Si trois heures sont au moins nécessaires pour faire de fond en comble toutes les salles du musée, c’est parce que la collection est aussi riche que diverse. En effet, la visite commence par une exposition temporaire de deux salles puis se continue avec l’exposition permanente débutant avec la reconstitution d’une cuisine. Les meubles ne sont pas originaires du château mais d’origine normande pour la plupart. On peut cependant trouver des dépôts du feu musée parisien des Arts et Traditions Populaires. Le but est de faire découvrir l’ameublement et les outils utilisés aux époques antérieures. Chronologiquement, cela peut parfois sembler dissonant mais chaque objet important est expliqué et replacé dans son contexte. Il y a des focus sur tel ou tel artisanat et industrie. Par exemple, un focus sur la faïence où il est possible d’apprendre la différence entre celle du Havre, de Rouen, de Forges-les-Eaux ou d’Aumale.
Le premier étage comme le second comportent des reconstitutions d’intérieurs . Parmi elles, il y a des reconstitutions chronologiques à partir de la Renaissance, mais aussi des géographiques, c’est-à-dire les pays locaux qui composent la région. Ainsi, il est possible de comprendre les différences sociales dues à la richesse ou non des pays de Caux et de Bray. L’accent est mis sur l’armoire de mariage normande car elle représente un pan important des histoires familiales : lorsqu’une fille naissait, un chêne était abattu, coupé et laissé à sécher pendant quelques années avant d’être remisé. Lorsque la jeune fille se fiançait, et donc qu’un mariage se préparait, on ressortait ce bois et on demandait à l’ébéniste de confectionner une armoire. Le décor plus ou moins délicat et important montre la richesse des parents. En effet, l’objet fait partie de la dot et contiendra le trousseau de la jeune épouse. Selon le décor et la coupe de l’armoire, il est possible de savoir si elle provient de l’Eure, du littoral ou encore du Pays de Caux.
Le troisième étage présente une large collection d’instruments de musique et de textiles. L’industrie textile est prolifique dans la région avec la culture du lin mais aussi par l’importation du coton qui est aisée par les différents ports. Des costumes et coiffes locaux apparaissent, sorte d’identificateurs et de marqueurs des contrées. Depuis le XVIIIe siècle, il est possible de distinguer plusieurs coiffes fabriquées avec des matériaux plus ou moins précieux. En avoir le plus possible était une manière de montrer sa richesse car certaines étaient utilisées pour la vie de tous les jours et les plus luxueuses pour le dimanche. Dans le Pays de Caux, un meuble spécifique à leur conservation a été créé : la bonnetière. Ces coiffes prenaient place sur des têtes peintes et étaient soigneusement rangées mais aussi exposées.

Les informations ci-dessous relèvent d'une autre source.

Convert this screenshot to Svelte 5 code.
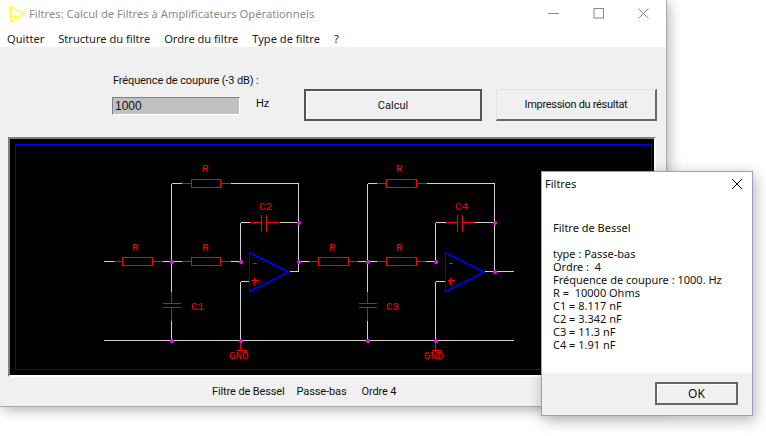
<script lang="ts">
    const menus = ["Quitter", "Structure du filtre", "Ordre du filtre", "Type de filtre", "?"];

    // page coordinates, the svg viewBox starts at the panel corner
    const wires = [
        "M103 261H113", "M162 261H181", "M230 261H240", "M171 183V291", "M171 320V340", "M171 183H181", "M230 183H298",
        "M298 183V271", "M240 222V261", "M240 222H249", "M279 222H298", "M240 281H249", "M240 281V340", "M289 271H298",
        "M298 261H308", "M357 261H376", "M425 261H435", "M367 183V291", "M367 320V340", "M367 183H376", "M426 183H494",
        "M494 183V271", "M435 222V261", "M435 222H445", "M474 222H494", "M435 281H445", "M435 281V340", "M484 271H513",
        "M103 340H513"
    ];
    const resistors = [
        { x: 122, y: 257, w: 30, a: 113, b: 162 },
        { x: 191, y: 257, w: 29, a: 181, b: 230 },
        { x: 191, y: 179, w: 29, a: 181, b: 230 },
        { x: 318, y: 257, w: 30, a: 308, b: 357 },
        { x: 386, y: 257, w: 30, a: 376, b: 425 },
        { x: 386, y: 179, w: 30, a: 376, b: 426 }
    ];
    const seriesCaps = [
        { a: 249, p: 261, b: 279 },
        { a: 445, p: 457, b: 474 }
    ];
    const shuntCaps = [171, 367];
    const opamps = [249, 445];
    const grounds = [240, 435];
    const dots = [
        [171, 261], [240, 261], [298, 222], [298, 261], [171, 340], [240, 340],
        [367, 261], [435, 261], [494, 222], [494, 271], [367, 340], [435, 340]
    ];
    const labels = [
        { t: "R", x: 202, y: 172 }, { t: "C2", x: 259, y: 210 }, { t: "R", x: 132, y: 251 }, { t: "R", x: 202, y: 251 },
        { t: "C1", x: 191, y: 310 }, { t: "R", x: 396, y: 172 }, { t: "C4", x: 455, y: 210 }, { t: "R", x: 329, y: 251 },
        { t: "R", x: 396, y: 251 }, { t: "C3", x: 386, y: 310 }, { t: "GND", x: 229, y: 359 }, { t: "GND", x: 424, y: 359 }
    ];

    const results = [
        "type : Passe-bas", "Ordre :  4", "Fréquence de coupure : 1000. Hz", "R =  10000 Ohms",
        "C1 = 8.117 nF", "C2 = 3.342 nF", "C3 = 11.3 nF", "C4 = 1.91 nF"
    ];
</script>

<div class="window">
    <header class="titlebar">
        <svg class="appicon" width="16" height="17" viewBox="0 0 16 17">
            <path d="M1.5 1.5V16.5L15.5 9Z M0 5.5H1.5M0 12.5H1.5M4 11.5H8M6 9.5V13.5" fill="none" stroke="#ffff00" />
        </svg>
        <span class="title">Filtres: Calcul de Filtres à Amplificateurs Opérationnels</span>
        <div class="controls">
            <svg width="11" height="11" viewBox="0 0 11 11"><path d="M0 5.5H11" stroke="#8a8a8a" /></svg>
            <svg width="11" height="11" viewBox="0 0 11 11"><rect x="1" y=".5" width="9.5" height="9.5" fill="none" stroke="#8a8a8a" /></svg>
            <svg width="11" height="11" viewBox="0 0 11 11"><path d="M.5 .5L10.5 10.5M10.5 .5L.5 10.5" stroke="#8a8a8a" /></svg>
        </div>
    </header>
    <nav class="menubar">
        {#each menus as m}
            <span>{m}</span>
        {/each}
    </nav>
    <main class="client">
        <section class="toolbar">
            <div class="freq">
                <label for="fc">Fréquence de coupure (-3 dB) :</label>
                <div class="freq-row">
                    <input id="fc" value="1000" />
                    <span>Hz</span>
                </div>
            </div>
            <button class="calc">Calcul</button>
            <button class="print">Impression du résultat</button>
        </section>
        <div class="panel">
            <svg width="644" height="236" viewBox="10 139 644 236" shape-rendering="crispEdges">
                <rect x="15.5" y="144.5" width="636" height="225" fill="none" stroke="#0000ff" />
                <g transform="translate(.5 .5)" fill="none">
                    {#each wires as d}
                        <path {d} stroke="#d0d0d0" />
                    {/each}
                    {#each resistors as r}
                        <path d="M{r.a} {r.y + 4}H{r.x}M{r.x + r.w} {r.y + 4}H{r.b}" stroke="#ff0000" />
                        <rect x={r.x} y={r.y} width={r.w} height="8" stroke="#ff0000" />
                    {/each}
                    {#each seriesCaps as c}
                        <path d="M{c.a} 222H{c.p}M{c.p} 214V231M{c.p + 5} 214V231M{c.p + 5} 222H{c.b}" stroke="#ff0000" />
                    {/each}
                    {#each shuntCaps as x}
                        <path d="M{x} 291V303M{x - 9} 303H{x + 9}M{x - 9} 307H{x + 9}M{x} 307V320" stroke="#ff0000" />
                    {/each}
                    {#each opamps as x}
                        <path d="M{x} 252L{x + 39} 271.5L{x} 291Z" stroke="#0000ff" />
                        <path d="M{x + 3} 263H{x + 7}M{x + 2} 280H{x + 9}M{x + 5} 277V284" stroke="#ff0000" />
                    {/each}
                    {#each grounds as x}
                        <path d="M{x} 340V350M{x - 4} 350H{x + 6}" stroke="#ff0000" />
                    {/each}
                </g>
                {#each dots as [x, y]}
                    <path d="M{x - 1} {y}h4v2h-4zM{x} {y - 1}h2v4h-2z" fill="#ff00ff" />
                {/each}
                {#each labels as l}
                    <text x={l.x} y={l.y} class="part">{l.t}</text>
                {/each}
            </svg>
        </div>
        <footer class="status">
            <span>Filtre de Bessel</span>
            <span>Passe-bas</span>
            <span class="order">Ordre 4</span>
        </footer>
    </main>
</div>

<div class="dialog">
    <header class="dialog-title">
        <span>Filtres</span>
        <svg width="12" height="12" viewBox="0 0 12 12"><path d="M1 1L11 11M11 1L1 11" stroke="#000" fill="none" /></svg>
    </header>
    <div class="dialog-body">
        <p class="heading">Filtre de Bessel</p>
        {#each results as line}
            <p>{line}</p>
        {/each}
    </div>
    <div class="dialog-foot">
        <button class="ok">OK</button>
    </div>
</div>

<style>
    :global(body) {
        margin: 0;
        background: #fff;
        overflow: hidden;
    }

    .window {
        position: absolute;
        left: 0;
        top: 0;
        width: 667px;
        height: 407px;
        box-sizing: border-box;
        border-right: 1px solid #a8a8a8;
        border-bottom: 1px solid #a8a8a8;
        box-shadow: 2px 3px 12px rgba(0, 0, 0, 0.3);
        display: flex;
        flex-direction: column;
        background: #fff;
    }

    .titlebar {
        height: 27px;
        display: flex;
        align-items: center;
        padding-left: 9px;
        font: 11.2px "Noto Sans", sans-serif;
        color: #8b8b8b;
    }

    .appicon {
        margin-right: 4px;
    }

    .title {
        flex: 1;
    }

    .controls {
        display: flex;
        gap: 34px;
        margin-right: 17px;
        height: 11px;
    }

    .menubar {
        height: 20px;
        display: flex;
        gap: 14px;
        padding: 4px 0 0 7px;
        box-sizing: border-box;
        align-items: flex-start;
        font: 11.1px "Noto Sans", sans-serif;
        color: #222;
    }

    .client {
        flex: 1;
        background: #f0f0f0;
        display: flex;
        flex-direction: column;
        font: 11px Roboto, sans-serif;
        letter-spacing: -0.12px;
        color: #111;
    }

    .toolbar {
        height: 90px;
        box-sizing: border-box;
        padding: 26px 0 0 112px;
        display: flex;
        align-items: flex-start;
    }

    .freq {
        width: 192px;
    }

    .freq label {
        display: block;
        margin: 0 0 9px 1px;
        line-height: 15px;
    }

    .freq-row {
        display: flex;
        gap: 16px;
    }

    .freq-row span {
        line-height: 14px;
    }

    input {
        width: 128px;
        height: 18px;
        box-sizing: border-box;
        padding: 0 0 0 2px;
        background: #c0c0c0;
        border: 1px solid;
        border-color: #808080 #fff #fff #808080;
        font: 12px "Liberation Sans", sans-serif;
        color: #111;
    }

    button {
        font: inherit;
        color: #111;
        background: #f0f0f0;
        padding: 0;
        height: 32px;
        margin-top: 16px;
        box-sizing: border-box;
        border: 1px solid;
    }

    .calc {
        width: 178px;
        margin-right: 14px;
        border: 2px solid #555;
        box-shadow: inset 1px 1px 0 #fff;
    }

    .print {
        width: 161px;
        letter-spacing: -0.3px;
        border-right-width: 2px;
        border-bottom-width: 2px;
        border-color: #e4e4e4 #696969 #696969 #e4e4e4;
    }

    .panel {
        margin-left: 8px;
        width: 648px;
        height: 240px;
        box-sizing: border-box;
        background: #000;
        border: 2px solid;
        border-color: #808080 #fff #fff #808080;
        line-height: 0;
    }

    .part {
        font: 11px "Liberation Mono", monospace;
        fill: #ff0000;
    }

    .status {
        flex: 1;
        display: flex;
        align-items: center;
        gap: 12px;
        padding-left: 212px;
    }

    .order {
        margin-left: 3px;
    }

    .dialog {
        position: absolute;
        left: 541px;
        top: 171px;
        width: 212px;
        height: 245px;
        box-sizing: border-box;
        border: 1px solid #9a9ad6;
        background: #fff;
        box-shadow: 2px 4px 14px rgba(0, 0, 0, 0.3);
        display: flex;
        flex-direction: column;
        font: 11px "Noto Sans", sans-serif;
        color: #111;
    }

    .dialog-title {
        height: 23px;
        display: flex;
        align-items: center;
        justify-content: space-between;
        padding: 0 9px 0 3px;
    }

    .dialog-body {
        flex: 1;
        padding: 26px 0 0 11px;
    }

    .dialog-body p {
        margin: 0;
        line-height: 13px;
        white-space: pre;
    }

    .heading {
        margin-bottom: 13px !important;
    }

    .dialog-foot {
        height: 42px;
        background: #f0f0f0;
        display: flex;
        justify-content: flex-end;
        padding-right: 14px;
        align-items: flex-start;
    }

    .ok {
        width: 83px;
        height: 23px;
        margin-top: 9px;
        border: 2px solid #666;
        box-shadow: inset 1px 1px 0 #fff;
        font: 12px "Noto Sans", sans-serif;
    }
</style>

Quelques oeuvres particulières
Par sa très riche collection, le musée abrite de nombreux trésors. Objets courants mais étonnants, pièces de très belle qualité ou outils inattendus, les expots présentés ne laissent jamais indifférent le visiteur.
Les verres d’amitié, production vers 1815. Ils portent des messages amoureux et ont été offerts par un fiancé à sa bien-aimée.
Une collection de bouquets de moisson, vers 1975. Il était coutume de tisser la paille d’avoine et ces productions récentes ont été réalisées via la technique ancienne qui était transmise de mère en fille. Il s’agissait d’offrandes et de décorations pour l’église lorsque la messe de la moisson était célébrée.
Plusieurs céciliums, un instrument à la fois à cordes et à vent, inventé à Eu en 1867. Arthur Quentin de Gromard l’a imaginé pour palier à un manque de musiciens dans l’ensemble qu’il souhaitait constituer pour la ville. Etant plus facile d’apprentissage que les instruments « classiques », il permettait aux personnes d’être formées rapidement à sa pratique.